By separating the atmospheric nitrogen from the oxygen carrier fed into the furnace with the help of a cryogenic air-separation unit, the dry flue gas consists of up to 90% CO2 and can be liquefied with reasonable efforts. However, in the process other substances, e.g. oxygen, NO X and SO2, enter the liquid phase. These substances, above unknown concentrations, could lead to problems with transport and underground storage of the CO2.

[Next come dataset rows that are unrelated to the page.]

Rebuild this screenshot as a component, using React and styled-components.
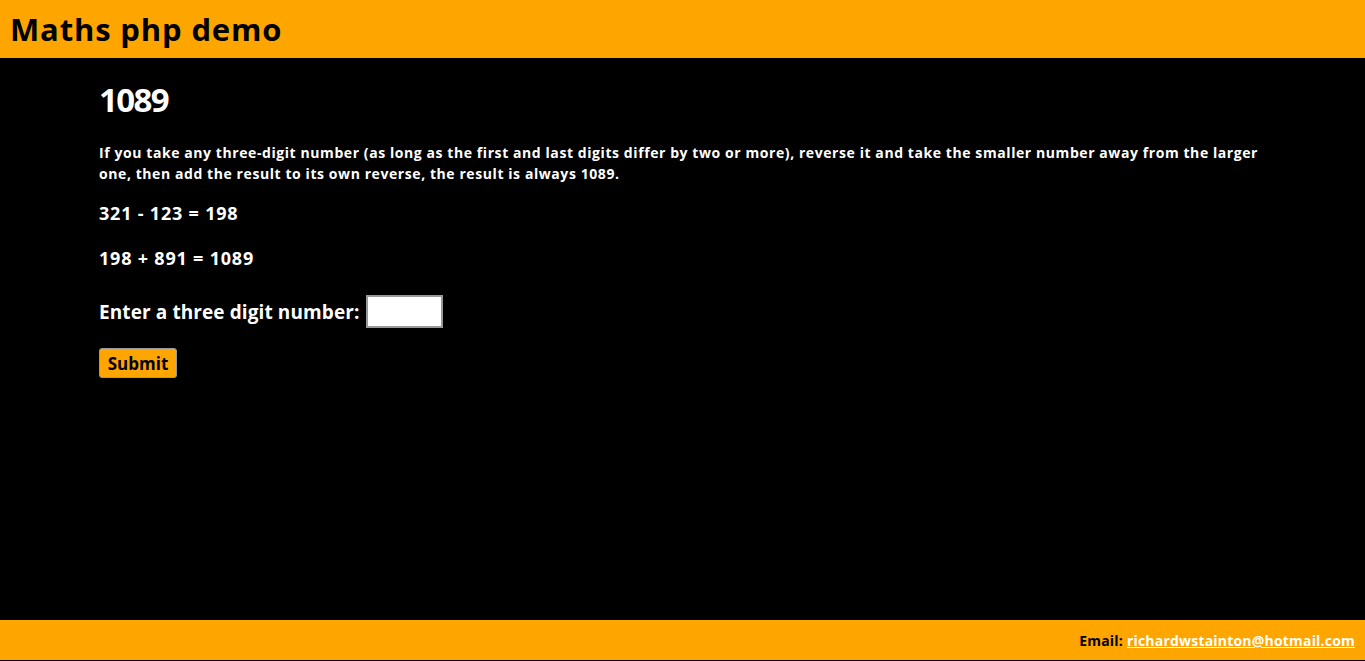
import React, { useState } from 'react';
import styled, { createGlobalStyle } from 'styled-components';

const GlobalStyle = createGlobalStyle`
  html, body {
    margin: 0;
    padding: 0;
    background: #000;
  }
  body {
    font-family: 'Open Sans', 'Noto Sans', sans-serif;
  }
`;

const Page = styled.div`
  display: flex;
  flex-direction: column;
  min-height: 661px;
  background: #000;
`;

const Header = styled.header`
  background: #ffa500;
  height: 58px;
  display: flex;
  align-items: center;
  padding: 0 10px;
`;

const SiteTitle = styled.h1`
  margin: 0 0 1px;
  font-size: 31px;
  line-height: 36px;
  font-weight: 700;
  color: #000;
  letter-spacing: 0.85px;
`;

const Main = styled.main`
  flex: 1;
  padding: 22px 99px 0;
  color: #fff;
`;

const Heading = styled.h2`
  margin: 0 0 22px;
  font-size: 33px;
  line-height: 40px;
  font-weight: 700;
  letter-spacing: -1.6px;
`;

const Intro = styled.p`
  margin: 0 0 17px;
  font-size: 14px;
  font-weight: 700;
  line-height: 21px;
  max-width: 1172px;
  letter-spacing: 0.58px;
`;

const Sum = styled.p`
  margin: 0 0 21px;
  font-size: 18px;
  font-weight: 700;
  line-height: 24px;
  letter-spacing: 0.8px;
`;

const Form = styled.form`
  display: flex;
  flex-direction: column;
  align-items: flex-start;
  gap: 20px;
  margin-top: 25px;
`;

const Field = styled.label`
  display: flex;
  align-items: center;
  gap: 6px;
  font-size: 19px;
  font-weight: 700;
  letter-spacing: 0.1px;
`;

const NumberInput = styled.input`
  width: 73px;
  height: 29px;
  padding: 0;
  border: 2px solid #999;
  background: #fff;
  font-size: 18px;
  outline: none;
`;

const SubmitButton = styled.button`
  width: 78px;
  height: 30px;
  padding: 0;
  background: #ffa500;
  border: 1px solid #999;
  border-radius: 3px;
  font-family: inherit;
  font-size: 17px;
  font-weight: 700;
  color: #000;
  cursor: pointer;
`;

const Footer = styled.footer`
  background: #ffa500;
  height: 40px;
  margin-bottom: 1px;
  display: flex;
  align-items: center;
  justify-content: flex-end;
  padding: 0 10px;
  font-size: 14px;
  font-weight: 700;
  color: #000;
  letter-spacing: 0.2px;
`;

const Mail = styled.a`
  color: #fff;
  margin-left: 4px;
  text-decoration: underline;
`;

const App = () => {
  const [value, setValue] = useState('');

  return (
    <>
      <GlobalStyle />
      <Page>
        <Header>
          <SiteTitle>Maths php demo</SiteTitle>
        </Header>
        <Main>
          <Heading>1089</Heading>
          <Intro>
            If you take any three-digit number (as long as the first and last digits differ by two or more),
            reverse it and take the smaller number away from the larger one, then add the result to its own
            reverse, the result is always 1089.
          </Intro>
          <Sum>321 - 123 = 198</Sum>
          <Sum>198 + 891 = 1089</Sum>
          <Form onSubmit={e => e.preventDefault()}>
            <Field>
              Enter a three digit number:
              <NumberInput value={value} onChange={e => setValue(e.target.value)} />
            </Field>
            <SubmitButton type="submit">Submit</SubmitButton>
          </Form>
        </Main>
        <Footer>
          Email: <Mail href="mailto:richardwstainton@hotmail.com">richardwstainton@hotmail.com</Mail>
        </Footer>
      </Page>
    </>
  );
};

export default App;
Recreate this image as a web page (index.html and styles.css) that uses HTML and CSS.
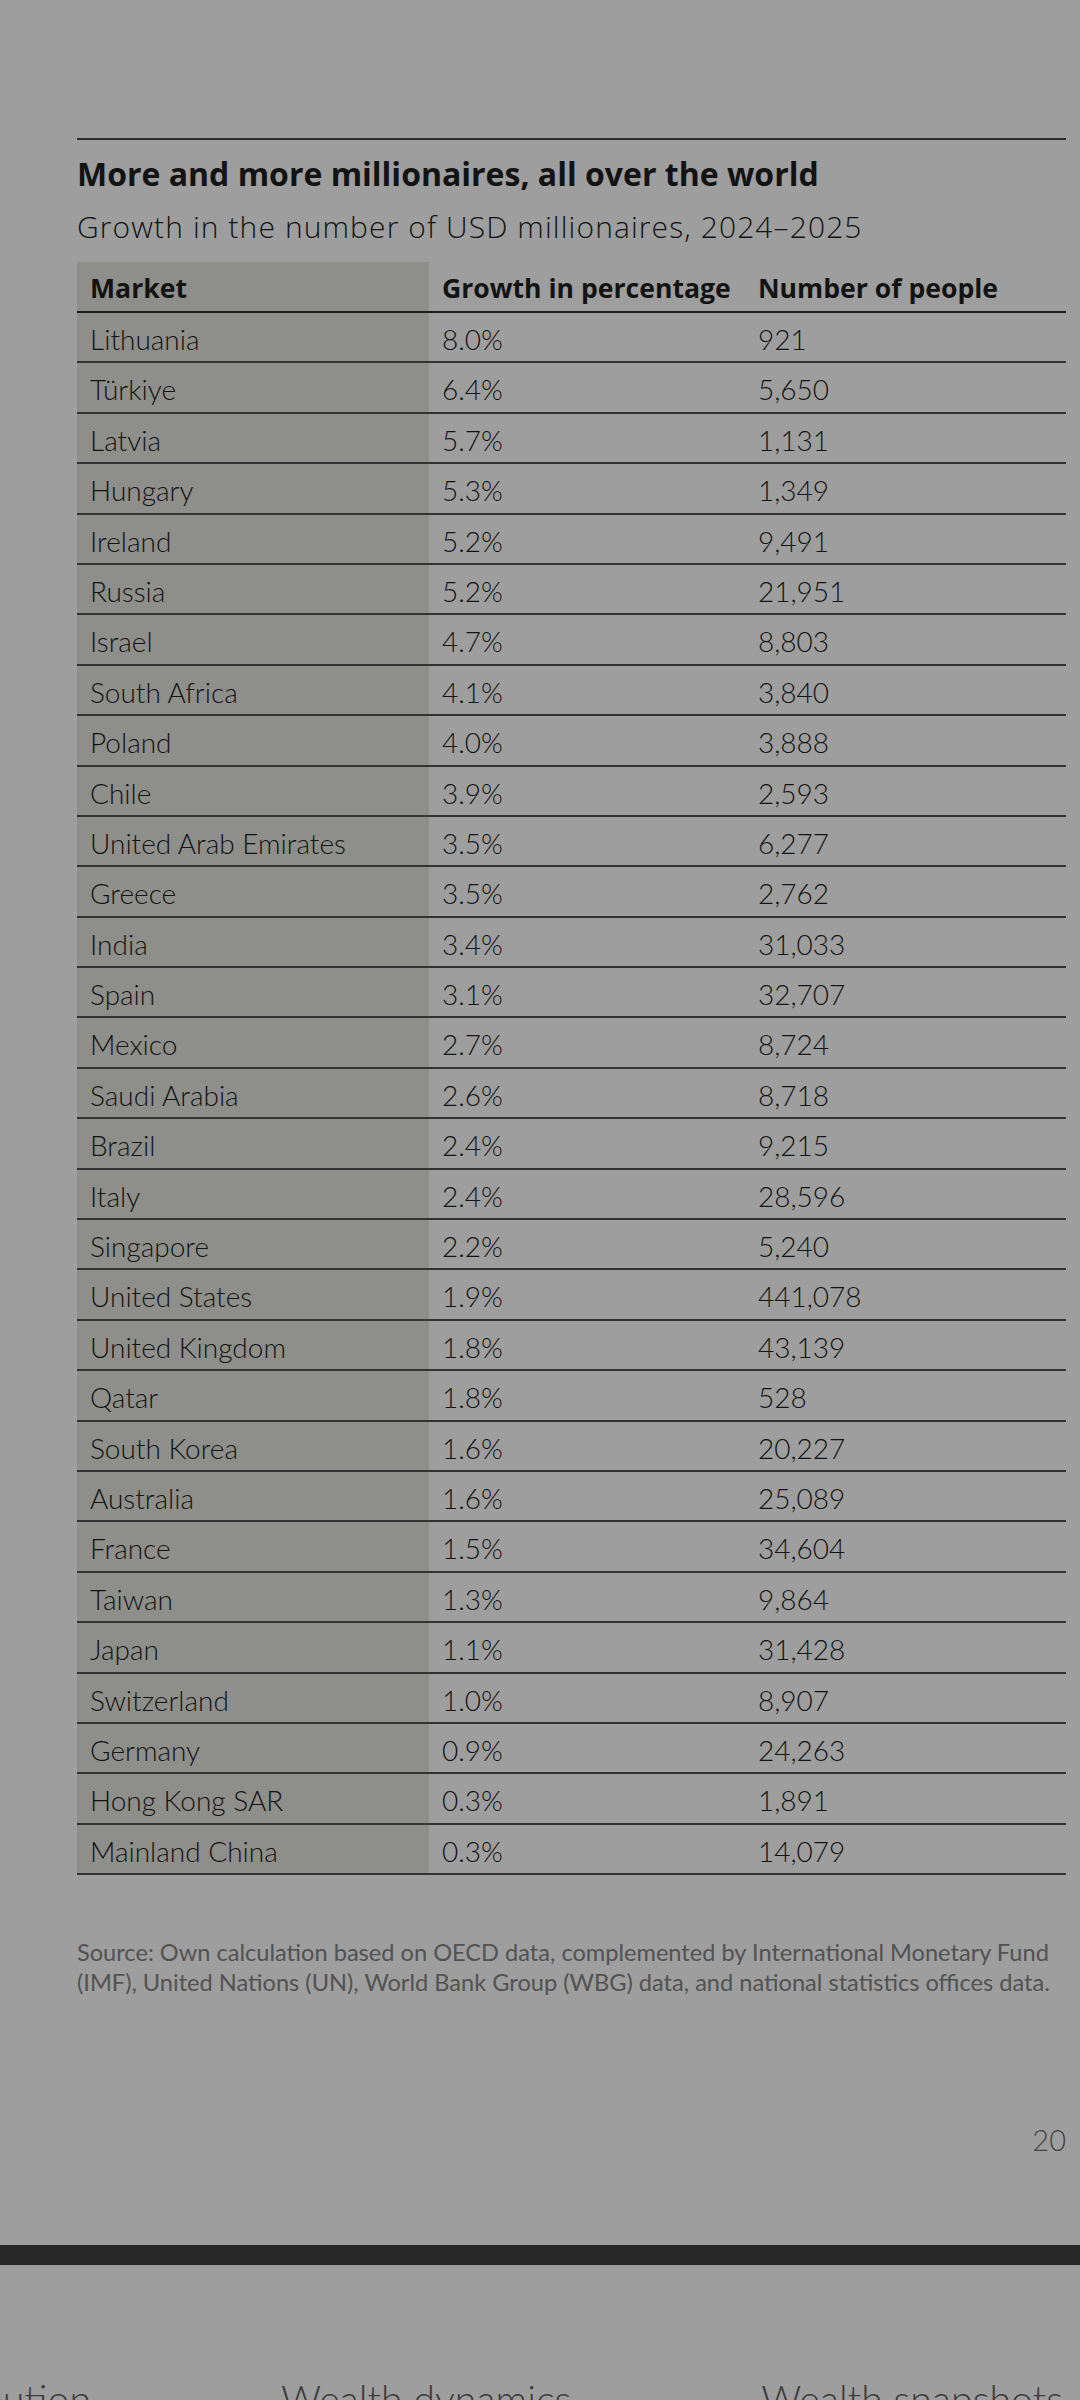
FILE: index.html
```html
<!DOCTYPE html>
<html lang="en">
<head>
<meta charset="utf-8">
<title>More and more millionaires</title>
<link rel="stylesheet" href="styles.css">
</head>
<body>
<main class="page">
  <hr class="rule">
  <h1 class="title">More and more millionaires, all over the world</h1>
  <p class="subtitle">Growth in the number of USD millionaires, 2024–2025</p>
  <div class="table" role="table">
    <div class="row head" role="row"><div class="cell mkt">Market</div><div class="cell">Growth in percentage</div><div class="cell">Number of people</div></div>
    <div class="row" role="row"><div class="cell mkt">Lithuania</div><div class="cell">8.0%</div><div class="cell">921</div></div>
    <div class="row" role="row"><div class="cell mkt">Türkiye</div><div class="cell">6.4%</div><div class="cell">5,650</div></div>
    <div class="row" role="row"><div class="cell mkt">Latvia</div><div class="cell">5.7%</div><div class="cell">1,131</div></div>
    <div class="row" role="row"><div class="cell mkt">Hungary</div><div class="cell">5.3%</div><div class="cell">1,349</div></div>
    <div class="row" role="row"><div class="cell mkt">Ireland</div><div class="cell">5.2%</div><div class="cell">9,491</div></div>
    <div class="row" role="row"><div class="cell mkt">Russia</div><div class="cell">5.2%</div><div class="cell">21,951</div></div>
    <div class="row" role="row"><div class="cell mkt">Israel</div><div class="cell">4.7%</div><div class="cell">8,803</div></div>
    <div class="row" role="row"><div class="cell mkt">South Africa</div><div class="cell">4.1%</div><div class="cell">3,840</div></div>
    <div class="row" role="row"><div class="cell mkt">Poland</div><div class="cell">4.0%</div><div class="cell">3,888</div></div>
    <div class="row" role="row"><div class="cell mkt">Chile</div><div class="cell">3.9%</div><div class="cell">2,593</div></div>
    <div class="row" role="row"><div class="cell mkt">United Arab Emirates</div><div class="cell">3.5%</div><div class="cell">6,277</div></div>
    <div class="row" role="row"><div class="cell mkt">Greece</div><div class="cell">3.5%</div><div class="cell">2,762</div></div>
    <div class="row" role="row"><div class="cell mkt">India</div><div class="cell">3.4%</div><div class="cell">31,033</div></div>
    <div class="row" role="row"><div class="cell mkt">Spain</div><div class="cell">3.1%</div><div class="cell">32,707</div></div>
    <div class="row" role="row"><div class="cell mkt">Mexico</div><div class="cell">2.7%</div><div class="cell">8,724</div></div>
    <div class="row" role="row"><div class="cell mkt">Saudi Arabia</div><div class="cell">2.6%</div><div class="cell">8,718</div></div>
    <div class="row" role="row"><div class="cell mkt">Brazil</div><div class="cell">2.4%</div><div class="cell">9,215</div></div>
    <div class="row" role="row"><div class="cell mkt">Italy</div><div class="cell">2.4%</div><div class="cell">28,596</div></div>
    <div class="row" role="row"><div class="cell mkt">Singapore</div><div class="cell">2.2%</div><div class="cell">5,240</div></div>
    <div class="row" role="row"><div class="cell mkt">United States</div><div class="cell">1.9%</div><div class="cell">441,078</div></div>
    <div class="row" role="row"><div class="cell mkt">United Kingdom</div><div class="cell">1.8%</div><div class="cell">43,139</div></div>
    <div class="row" role="row"><div class="cell mkt">Qatar</div><div class="cell">1.8%</div><div class="cell">528</div></div>
    <div class="row" role="row"><div class="cell mkt">South Korea</div><div class="cell">1.6%</div><div class="cell">20,227</div></div>
    <div class="row" role="row"><div class="cell mkt">Australia</div><div class="cell">1.6%</div><div class="cell">25,089</div></div>
    <div class="row" role="row"><div class="cell mkt">France</div><div class="cell">1.5%</div><div class="cell">34,604</div></div>
    <div class="row" role="row"><div class="cell mkt">Taiwan</div><div class="cell">1.3%</div><div class="cell">9,864</div></div>
    <div class="row" role="row"><div class="cell mkt">Japan</div><div class="cell">1.1%</div><div class="cell">31,428</div></div>
    <div class="row" role="row"><div class="cell mkt">Switzerland</div><div class="cell">1.0%</div><div class="cell">8,907</div></div>
    <div class="row" role="row"><div class="cell mkt">Germany</div><div class="cell">0.9%</div><div class="cell">24,263</div></div>
    <div class="row" role="row"><div class="cell mkt">Hong Kong SAR</div><div class="cell">0.3%</div><div class="cell">1,891</div></div>
    <div class="row" role="row"><div class="cell mkt">Mainland China</div><div class="cell">0.3%</div><div class="cell">14,079</div></div>
  </div>
  <p class="source">Source: Own calculation based on OECD data, complemented by International Monetary Fund (IMF), United Nations (UN), World Bank Group (WBG) data, and national statistics offices data.</p>
  <div class="page-num">20</div>
</main>
<div class="bar"></div>
<nav class="tabs">
  <span class="tab">Wealth distribution</span>
  <span class="tab">Wealth dynamics</span>
  <span class="tab">Wealth snapshots</span>
</nav>
</body>
</html>
```
FILE: styles.css
```css
html, body {
  margin: 0;
  padding: 0;
}
body {
  width: 1080px;
  height: 2400px;
  overflow: hidden;
  background: #9e9e9e;
  font-family: "Lato", "Noto Sans", "Liberation Sans", sans-serif;
  color: #131313;
}
.page {
  padding: 138px 14px 0 77px;
}
.rule {
  margin: 0;
  border: 0;
  border-top: 2px solid #2e2e2e;
  height: 0;
}
.title {
  margin: 15px 0 0;
  font-family: "Open Sans", "Noto Sans", sans-serif;
  font-size: 32px;
  line-height: 38px;
  font-weight: 700;
  letter-spacing: 0;
}
.subtitle {
  margin: 16px 0 0;
  font-family: "Open Sans", "Noto Sans", sans-serif;
  font-size: 30px;
  line-height: 36px;
  font-weight: 300;
  letter-spacing: 1.1px;
  white-space: nowrap;
}
.table {
  margin-top: 17px;
  display: flex;
  flex-direction: column;
}
.row {
  display: grid;
  grid-template-columns: 352px 316px 1fr;
  height: 50.4px;
  box-sizing: border-box;
  border-bottom: 2px solid #333;
}
.row.head {
  height: 51px;
  border-bottom-color: #1c1c1c;
}
.cell {
  padding: 9px 0 0 13px;
  font-size: 28px;
  line-height: 34px;
  font-weight: 300;
  white-space: nowrap;
}
.head .cell {
  padding-top: 8.5px;
  font-family: "Open Sans", "Noto Sans", sans-serif;
  font-weight: 700;
  font-size: 26.6px;
}
.mkt {
  background: #8e8e8a;
}
.source {
  margin: 62px 0 0;
  font-size: 23.6px;
  line-height: 30px;
  color: #525252;
  font-weight: 400;
}
.page-num {
  margin-top: 125px;
  text-align: right;
  font-size: 29px;
  line-height: 36px;
  font-weight: 300;
  color: #434343;
}
.bar {
  margin-top: 87px;
  height: 20px;
  background: #282828;
}
.tabs {
  margin-top: 110px;
  display: flex;
  justify-content: flex-end;
  gap: 190px;
  padding-right: 17px;
  white-space: nowrap;
  font-size: 39.4px;
  line-height: 48px;
  font-weight: 300;
  color: #3c3c3c;
}
.tab {
  flex-shrink: 0;
}
```
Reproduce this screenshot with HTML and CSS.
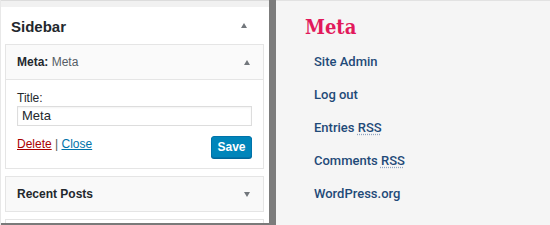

Therefore, the success of the oxyfuel process depends decisively on the level of impurities in the liquid CO2 that must be adhered to. These impurities can be influenced by the upstream systems of steam generator and flue-gas cleaning. Whereas the NO X and SO2 concentrations in the liquid CO2 can be reduced by means of the flue gas cleaning systems upstream of liquefaction, for the oxygen content, this is only possible using low excess oxygen.

The oxygen purity achieved in the air-separation unit and, above all, the air leakage that occurs in the flue gas system lead to a rise in the inert components argon and nitrogen, which increase the energy demand for CO2 liquefaction. An energetic-economic optimum between air-separation unit, leakage air, and CO2 liquefaction must be found here.